>> BEGIN

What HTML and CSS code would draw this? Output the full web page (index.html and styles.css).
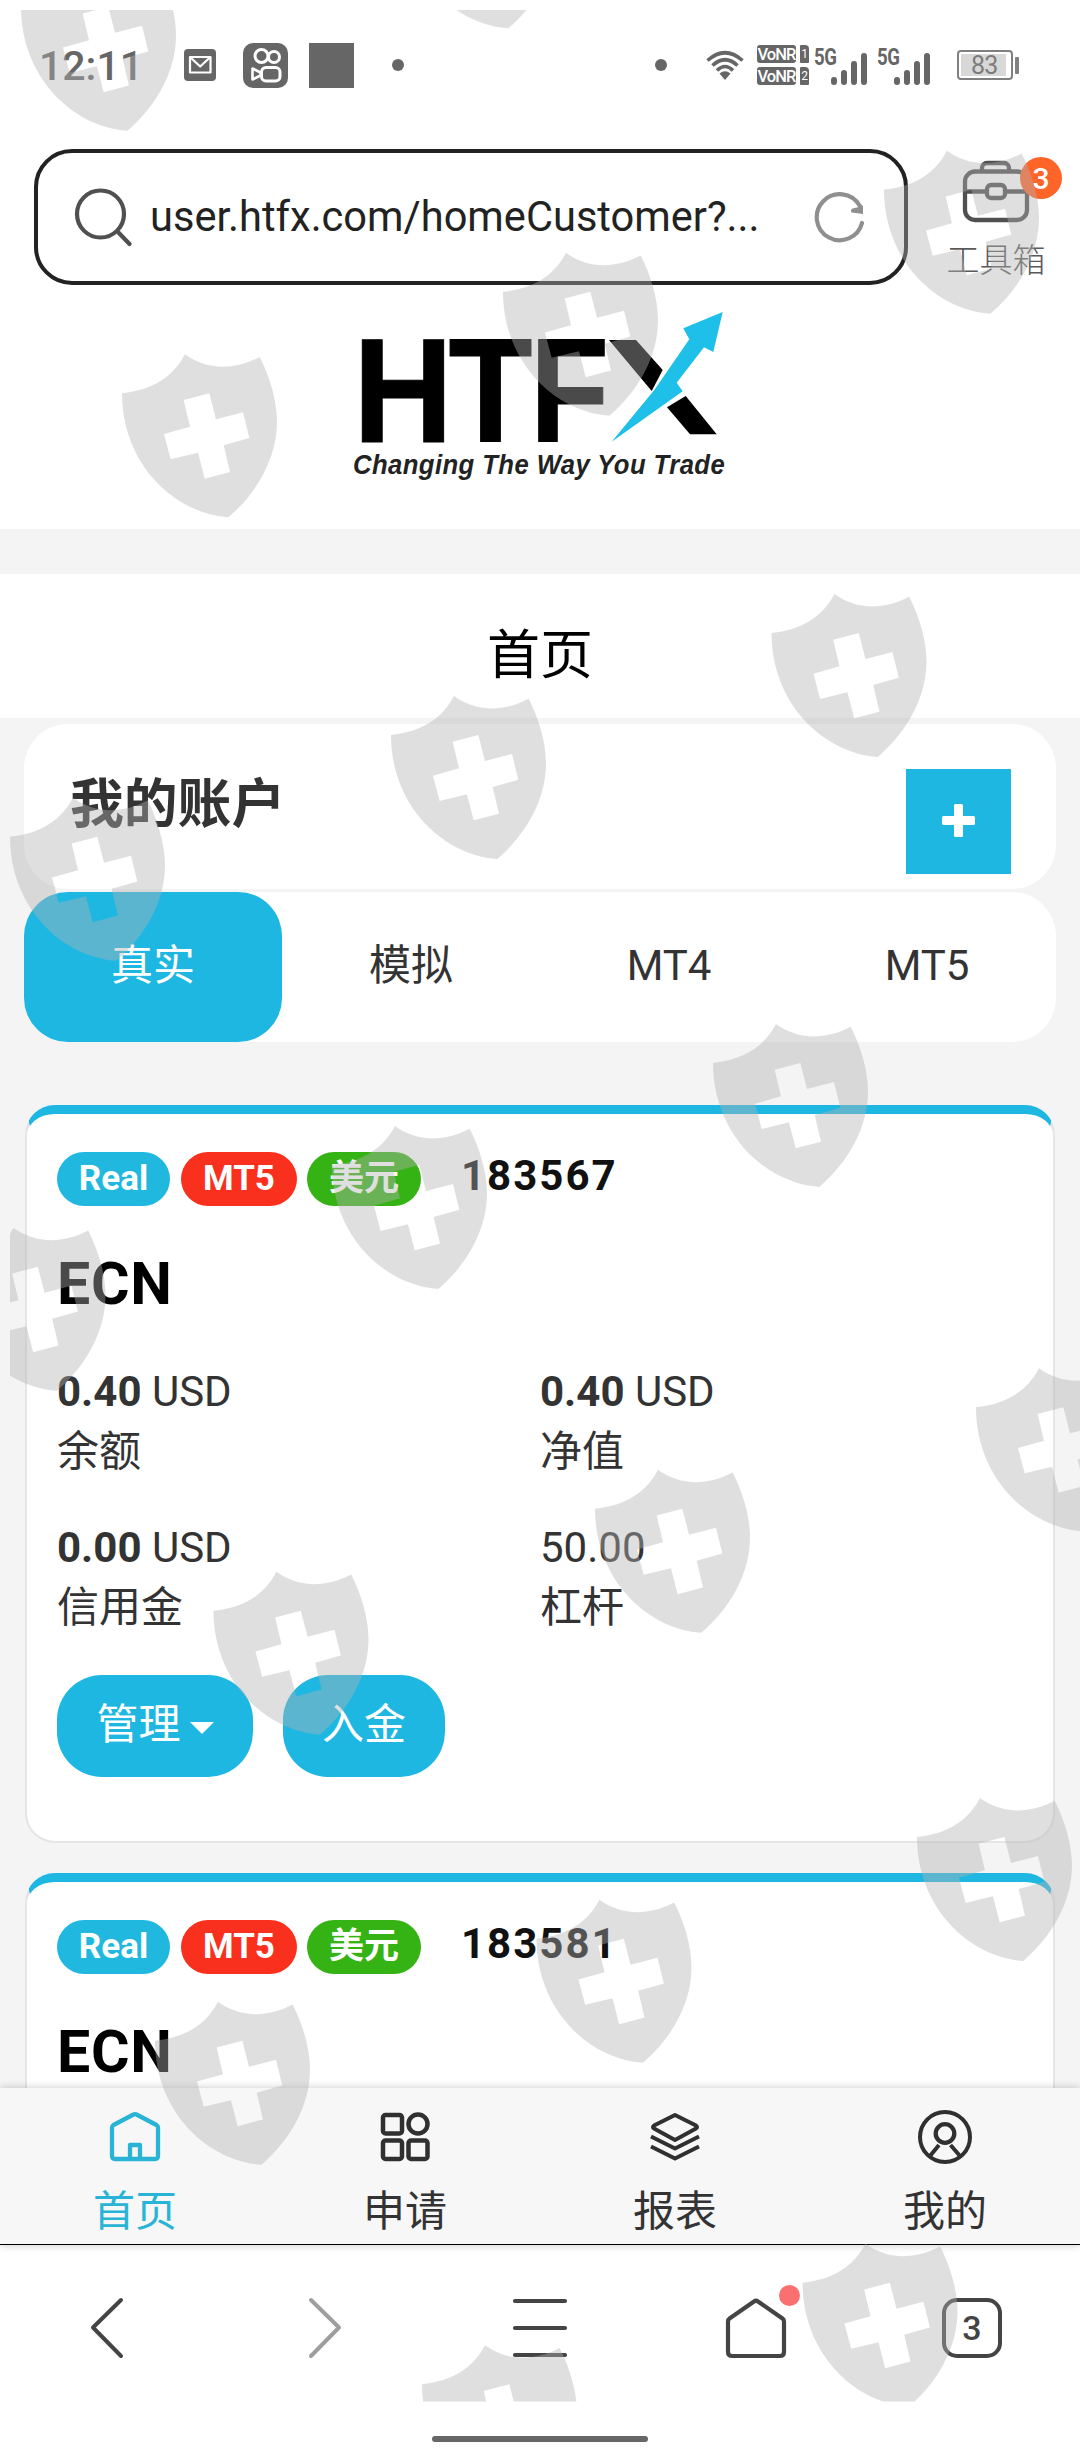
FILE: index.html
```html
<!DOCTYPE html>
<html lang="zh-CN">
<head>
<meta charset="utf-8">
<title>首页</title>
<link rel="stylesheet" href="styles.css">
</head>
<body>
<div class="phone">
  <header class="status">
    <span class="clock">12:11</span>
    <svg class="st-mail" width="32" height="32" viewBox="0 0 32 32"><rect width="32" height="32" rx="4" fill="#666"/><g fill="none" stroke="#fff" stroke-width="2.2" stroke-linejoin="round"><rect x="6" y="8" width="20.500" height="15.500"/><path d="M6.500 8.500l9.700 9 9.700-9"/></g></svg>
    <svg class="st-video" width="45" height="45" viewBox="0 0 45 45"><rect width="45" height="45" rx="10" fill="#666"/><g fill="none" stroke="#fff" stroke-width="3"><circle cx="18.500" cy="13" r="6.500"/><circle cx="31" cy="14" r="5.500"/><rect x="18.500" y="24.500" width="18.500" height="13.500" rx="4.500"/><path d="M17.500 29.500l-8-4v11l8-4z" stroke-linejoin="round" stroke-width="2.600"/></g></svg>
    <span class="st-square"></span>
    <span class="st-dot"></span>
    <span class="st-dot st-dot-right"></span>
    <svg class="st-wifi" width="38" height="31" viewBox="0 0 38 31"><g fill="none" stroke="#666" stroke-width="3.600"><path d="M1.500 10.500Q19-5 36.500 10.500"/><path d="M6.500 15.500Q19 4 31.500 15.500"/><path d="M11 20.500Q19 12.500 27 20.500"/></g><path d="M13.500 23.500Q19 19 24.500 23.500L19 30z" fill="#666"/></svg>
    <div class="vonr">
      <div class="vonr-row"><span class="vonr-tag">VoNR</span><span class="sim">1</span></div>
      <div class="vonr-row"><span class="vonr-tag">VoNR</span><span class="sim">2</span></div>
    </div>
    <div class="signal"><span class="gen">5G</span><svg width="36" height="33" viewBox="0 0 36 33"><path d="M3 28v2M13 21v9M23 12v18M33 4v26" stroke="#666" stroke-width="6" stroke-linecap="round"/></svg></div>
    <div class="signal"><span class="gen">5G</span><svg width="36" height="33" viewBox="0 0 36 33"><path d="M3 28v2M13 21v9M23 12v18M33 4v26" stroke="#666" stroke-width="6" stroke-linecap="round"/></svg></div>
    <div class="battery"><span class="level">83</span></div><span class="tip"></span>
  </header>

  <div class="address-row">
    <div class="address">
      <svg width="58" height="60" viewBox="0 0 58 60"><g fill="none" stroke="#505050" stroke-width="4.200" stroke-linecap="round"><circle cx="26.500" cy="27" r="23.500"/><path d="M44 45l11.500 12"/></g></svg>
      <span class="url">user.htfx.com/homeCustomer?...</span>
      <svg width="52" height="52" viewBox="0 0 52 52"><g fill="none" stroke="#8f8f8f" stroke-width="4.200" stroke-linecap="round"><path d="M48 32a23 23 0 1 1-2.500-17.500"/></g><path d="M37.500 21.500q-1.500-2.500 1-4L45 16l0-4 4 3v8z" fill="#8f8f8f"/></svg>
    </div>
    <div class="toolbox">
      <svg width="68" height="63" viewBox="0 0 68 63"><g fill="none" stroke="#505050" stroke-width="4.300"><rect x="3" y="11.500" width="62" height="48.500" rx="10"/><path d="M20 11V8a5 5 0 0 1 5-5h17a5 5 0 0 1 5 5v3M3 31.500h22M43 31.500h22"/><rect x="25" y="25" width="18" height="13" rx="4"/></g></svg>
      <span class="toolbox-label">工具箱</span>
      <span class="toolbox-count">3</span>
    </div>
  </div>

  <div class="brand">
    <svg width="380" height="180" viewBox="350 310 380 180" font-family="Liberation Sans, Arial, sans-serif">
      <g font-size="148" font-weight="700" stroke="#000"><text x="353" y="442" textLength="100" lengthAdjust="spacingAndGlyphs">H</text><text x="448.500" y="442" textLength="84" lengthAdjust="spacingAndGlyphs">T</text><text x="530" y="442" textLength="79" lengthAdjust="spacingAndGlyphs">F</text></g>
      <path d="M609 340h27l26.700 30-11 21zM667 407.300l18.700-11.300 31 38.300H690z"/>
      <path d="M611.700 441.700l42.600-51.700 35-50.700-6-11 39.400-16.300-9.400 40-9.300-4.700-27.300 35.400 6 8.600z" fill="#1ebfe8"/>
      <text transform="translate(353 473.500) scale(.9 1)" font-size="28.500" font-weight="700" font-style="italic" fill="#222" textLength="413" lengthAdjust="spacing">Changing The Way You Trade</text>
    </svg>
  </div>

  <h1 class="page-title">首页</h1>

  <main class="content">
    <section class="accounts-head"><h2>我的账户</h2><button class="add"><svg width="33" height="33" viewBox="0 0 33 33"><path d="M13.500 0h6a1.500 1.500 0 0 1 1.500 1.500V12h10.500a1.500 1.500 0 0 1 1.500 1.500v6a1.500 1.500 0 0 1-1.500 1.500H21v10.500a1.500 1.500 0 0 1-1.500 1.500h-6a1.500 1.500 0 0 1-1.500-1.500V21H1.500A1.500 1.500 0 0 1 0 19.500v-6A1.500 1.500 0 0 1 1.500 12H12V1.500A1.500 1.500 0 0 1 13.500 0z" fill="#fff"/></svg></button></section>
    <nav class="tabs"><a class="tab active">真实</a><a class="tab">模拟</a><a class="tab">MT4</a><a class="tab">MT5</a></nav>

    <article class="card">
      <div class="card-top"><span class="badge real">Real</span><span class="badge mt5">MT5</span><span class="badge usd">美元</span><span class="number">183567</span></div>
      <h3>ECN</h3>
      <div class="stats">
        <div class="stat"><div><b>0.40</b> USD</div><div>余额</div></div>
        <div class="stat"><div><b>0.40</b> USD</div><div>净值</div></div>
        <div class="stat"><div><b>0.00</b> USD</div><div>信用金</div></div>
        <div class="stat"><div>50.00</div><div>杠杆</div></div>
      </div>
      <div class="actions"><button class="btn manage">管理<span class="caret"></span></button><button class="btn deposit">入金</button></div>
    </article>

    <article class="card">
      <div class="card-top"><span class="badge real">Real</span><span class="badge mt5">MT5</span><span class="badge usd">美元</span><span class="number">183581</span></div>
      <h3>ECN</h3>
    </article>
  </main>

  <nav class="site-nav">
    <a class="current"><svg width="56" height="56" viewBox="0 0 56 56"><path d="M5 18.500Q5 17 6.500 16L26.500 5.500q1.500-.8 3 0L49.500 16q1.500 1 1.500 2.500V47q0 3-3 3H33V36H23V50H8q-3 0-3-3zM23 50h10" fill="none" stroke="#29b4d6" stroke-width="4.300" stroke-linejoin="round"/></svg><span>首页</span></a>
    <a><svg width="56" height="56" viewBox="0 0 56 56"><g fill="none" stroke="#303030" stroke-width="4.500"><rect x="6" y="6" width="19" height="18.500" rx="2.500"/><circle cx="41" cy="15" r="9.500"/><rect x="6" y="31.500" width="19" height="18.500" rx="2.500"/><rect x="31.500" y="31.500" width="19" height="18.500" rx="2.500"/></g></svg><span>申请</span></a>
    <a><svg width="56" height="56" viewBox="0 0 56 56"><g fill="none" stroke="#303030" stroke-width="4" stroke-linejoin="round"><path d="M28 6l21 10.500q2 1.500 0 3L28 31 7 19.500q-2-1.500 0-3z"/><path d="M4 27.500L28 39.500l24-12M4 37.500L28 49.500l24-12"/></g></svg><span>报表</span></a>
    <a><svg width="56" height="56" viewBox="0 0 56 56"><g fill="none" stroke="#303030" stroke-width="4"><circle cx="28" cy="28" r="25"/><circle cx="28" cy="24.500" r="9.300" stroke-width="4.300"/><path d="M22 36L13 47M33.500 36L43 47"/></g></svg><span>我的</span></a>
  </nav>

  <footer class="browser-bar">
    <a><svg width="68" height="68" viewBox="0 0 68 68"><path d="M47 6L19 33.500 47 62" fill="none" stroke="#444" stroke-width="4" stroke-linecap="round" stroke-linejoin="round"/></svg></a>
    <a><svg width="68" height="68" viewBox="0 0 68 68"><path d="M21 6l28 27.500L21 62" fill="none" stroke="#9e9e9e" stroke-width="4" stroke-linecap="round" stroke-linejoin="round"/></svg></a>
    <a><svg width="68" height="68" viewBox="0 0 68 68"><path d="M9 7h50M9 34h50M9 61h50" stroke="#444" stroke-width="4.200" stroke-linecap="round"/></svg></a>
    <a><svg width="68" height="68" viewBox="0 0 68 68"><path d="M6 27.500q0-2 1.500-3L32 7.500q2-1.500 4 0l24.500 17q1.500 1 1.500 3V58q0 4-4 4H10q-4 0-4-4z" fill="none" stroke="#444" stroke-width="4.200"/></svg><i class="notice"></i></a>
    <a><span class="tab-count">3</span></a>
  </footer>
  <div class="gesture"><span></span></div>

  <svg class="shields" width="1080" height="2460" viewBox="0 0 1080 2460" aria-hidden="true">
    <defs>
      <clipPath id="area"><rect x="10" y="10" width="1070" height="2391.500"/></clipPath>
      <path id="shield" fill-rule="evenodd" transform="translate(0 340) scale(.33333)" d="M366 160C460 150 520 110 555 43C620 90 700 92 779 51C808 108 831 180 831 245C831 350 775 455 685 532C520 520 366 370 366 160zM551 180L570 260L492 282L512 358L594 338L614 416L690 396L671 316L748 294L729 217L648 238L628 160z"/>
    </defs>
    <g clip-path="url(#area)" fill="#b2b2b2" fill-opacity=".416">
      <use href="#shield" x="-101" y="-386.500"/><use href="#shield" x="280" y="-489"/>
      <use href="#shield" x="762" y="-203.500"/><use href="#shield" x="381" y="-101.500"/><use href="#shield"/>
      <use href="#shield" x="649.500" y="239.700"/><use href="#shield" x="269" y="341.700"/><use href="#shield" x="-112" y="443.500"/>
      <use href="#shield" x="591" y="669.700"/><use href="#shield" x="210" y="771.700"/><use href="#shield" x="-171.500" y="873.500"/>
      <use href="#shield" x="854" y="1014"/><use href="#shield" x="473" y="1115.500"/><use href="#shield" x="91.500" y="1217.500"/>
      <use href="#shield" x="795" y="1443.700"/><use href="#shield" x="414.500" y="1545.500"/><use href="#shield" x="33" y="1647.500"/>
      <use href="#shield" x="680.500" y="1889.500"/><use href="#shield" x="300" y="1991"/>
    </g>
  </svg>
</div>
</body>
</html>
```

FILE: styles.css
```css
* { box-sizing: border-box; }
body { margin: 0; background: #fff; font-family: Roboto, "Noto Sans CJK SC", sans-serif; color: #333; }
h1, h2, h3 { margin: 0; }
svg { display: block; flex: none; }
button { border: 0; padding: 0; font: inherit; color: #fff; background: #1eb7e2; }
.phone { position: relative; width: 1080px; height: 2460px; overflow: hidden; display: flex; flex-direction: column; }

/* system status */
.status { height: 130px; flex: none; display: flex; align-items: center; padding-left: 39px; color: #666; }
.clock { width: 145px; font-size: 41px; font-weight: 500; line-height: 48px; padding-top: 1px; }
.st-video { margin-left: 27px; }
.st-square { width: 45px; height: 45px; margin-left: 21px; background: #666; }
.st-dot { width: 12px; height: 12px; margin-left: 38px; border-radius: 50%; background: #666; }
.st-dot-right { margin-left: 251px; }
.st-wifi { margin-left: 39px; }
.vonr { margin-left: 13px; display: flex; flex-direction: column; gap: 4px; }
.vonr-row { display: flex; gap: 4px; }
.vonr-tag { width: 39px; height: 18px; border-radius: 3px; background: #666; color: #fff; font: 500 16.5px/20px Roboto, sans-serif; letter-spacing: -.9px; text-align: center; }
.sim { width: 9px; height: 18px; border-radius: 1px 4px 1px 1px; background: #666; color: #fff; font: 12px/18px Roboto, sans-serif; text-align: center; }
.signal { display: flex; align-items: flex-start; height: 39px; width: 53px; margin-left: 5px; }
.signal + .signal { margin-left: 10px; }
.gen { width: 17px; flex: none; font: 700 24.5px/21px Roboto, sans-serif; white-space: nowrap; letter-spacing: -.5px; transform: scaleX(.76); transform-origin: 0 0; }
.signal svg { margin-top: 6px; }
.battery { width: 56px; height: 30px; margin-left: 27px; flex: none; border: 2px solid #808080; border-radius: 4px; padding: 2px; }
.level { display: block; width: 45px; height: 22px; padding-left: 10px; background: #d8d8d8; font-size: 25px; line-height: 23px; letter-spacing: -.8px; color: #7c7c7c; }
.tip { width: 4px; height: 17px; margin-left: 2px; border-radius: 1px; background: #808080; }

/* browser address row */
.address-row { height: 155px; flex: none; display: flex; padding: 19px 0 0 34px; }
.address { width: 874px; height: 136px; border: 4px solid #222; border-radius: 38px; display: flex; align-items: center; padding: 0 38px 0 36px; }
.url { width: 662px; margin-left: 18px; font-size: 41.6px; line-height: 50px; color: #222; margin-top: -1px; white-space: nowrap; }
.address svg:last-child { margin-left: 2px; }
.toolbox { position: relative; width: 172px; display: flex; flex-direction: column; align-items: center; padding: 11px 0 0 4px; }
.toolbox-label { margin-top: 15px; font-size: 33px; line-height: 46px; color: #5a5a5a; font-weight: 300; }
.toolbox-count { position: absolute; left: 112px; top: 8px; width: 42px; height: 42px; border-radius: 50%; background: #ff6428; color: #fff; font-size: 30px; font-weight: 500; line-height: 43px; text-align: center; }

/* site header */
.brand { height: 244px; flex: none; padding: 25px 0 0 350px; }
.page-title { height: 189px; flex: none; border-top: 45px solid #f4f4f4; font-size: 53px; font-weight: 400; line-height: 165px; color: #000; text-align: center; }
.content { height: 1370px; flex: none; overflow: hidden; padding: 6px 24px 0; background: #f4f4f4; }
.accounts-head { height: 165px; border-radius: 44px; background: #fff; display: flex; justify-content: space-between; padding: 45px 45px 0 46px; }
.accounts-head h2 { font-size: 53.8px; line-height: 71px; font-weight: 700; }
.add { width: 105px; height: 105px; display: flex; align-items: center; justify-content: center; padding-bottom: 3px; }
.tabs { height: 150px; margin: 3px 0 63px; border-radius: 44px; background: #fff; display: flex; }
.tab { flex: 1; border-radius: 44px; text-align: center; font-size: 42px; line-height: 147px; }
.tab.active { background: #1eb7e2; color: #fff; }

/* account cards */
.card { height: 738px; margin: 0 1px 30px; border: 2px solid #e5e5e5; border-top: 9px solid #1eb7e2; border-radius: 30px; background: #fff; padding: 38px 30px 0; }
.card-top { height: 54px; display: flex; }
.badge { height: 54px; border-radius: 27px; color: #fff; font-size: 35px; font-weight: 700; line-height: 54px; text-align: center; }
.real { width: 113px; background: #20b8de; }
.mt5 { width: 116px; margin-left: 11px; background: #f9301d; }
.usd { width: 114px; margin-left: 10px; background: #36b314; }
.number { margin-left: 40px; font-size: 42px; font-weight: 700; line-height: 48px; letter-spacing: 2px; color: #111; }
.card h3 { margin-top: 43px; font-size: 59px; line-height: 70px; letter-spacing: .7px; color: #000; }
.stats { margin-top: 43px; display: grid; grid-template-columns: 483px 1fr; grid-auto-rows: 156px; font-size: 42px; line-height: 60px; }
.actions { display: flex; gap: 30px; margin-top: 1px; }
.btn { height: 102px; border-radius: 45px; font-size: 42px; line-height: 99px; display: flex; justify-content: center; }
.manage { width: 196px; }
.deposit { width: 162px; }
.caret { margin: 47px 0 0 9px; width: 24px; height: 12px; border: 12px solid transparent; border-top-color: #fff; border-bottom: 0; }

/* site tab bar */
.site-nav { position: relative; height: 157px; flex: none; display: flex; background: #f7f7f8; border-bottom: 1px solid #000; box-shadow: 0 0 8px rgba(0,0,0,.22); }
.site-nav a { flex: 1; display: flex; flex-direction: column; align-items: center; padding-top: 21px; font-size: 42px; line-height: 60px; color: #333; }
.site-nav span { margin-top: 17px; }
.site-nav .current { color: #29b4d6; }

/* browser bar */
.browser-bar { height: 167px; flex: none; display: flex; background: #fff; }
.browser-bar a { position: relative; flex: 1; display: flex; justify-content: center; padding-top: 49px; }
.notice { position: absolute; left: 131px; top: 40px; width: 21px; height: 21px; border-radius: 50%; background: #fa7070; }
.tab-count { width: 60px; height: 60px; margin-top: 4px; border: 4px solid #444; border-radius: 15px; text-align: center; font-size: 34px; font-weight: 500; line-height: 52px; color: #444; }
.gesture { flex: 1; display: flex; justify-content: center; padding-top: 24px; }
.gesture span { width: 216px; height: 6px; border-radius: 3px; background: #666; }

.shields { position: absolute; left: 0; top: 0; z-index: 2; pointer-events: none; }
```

>> END

- [What the task asks]:
Work out the count of lines containing the word "page", then write only that count.

- [Written solution]:
3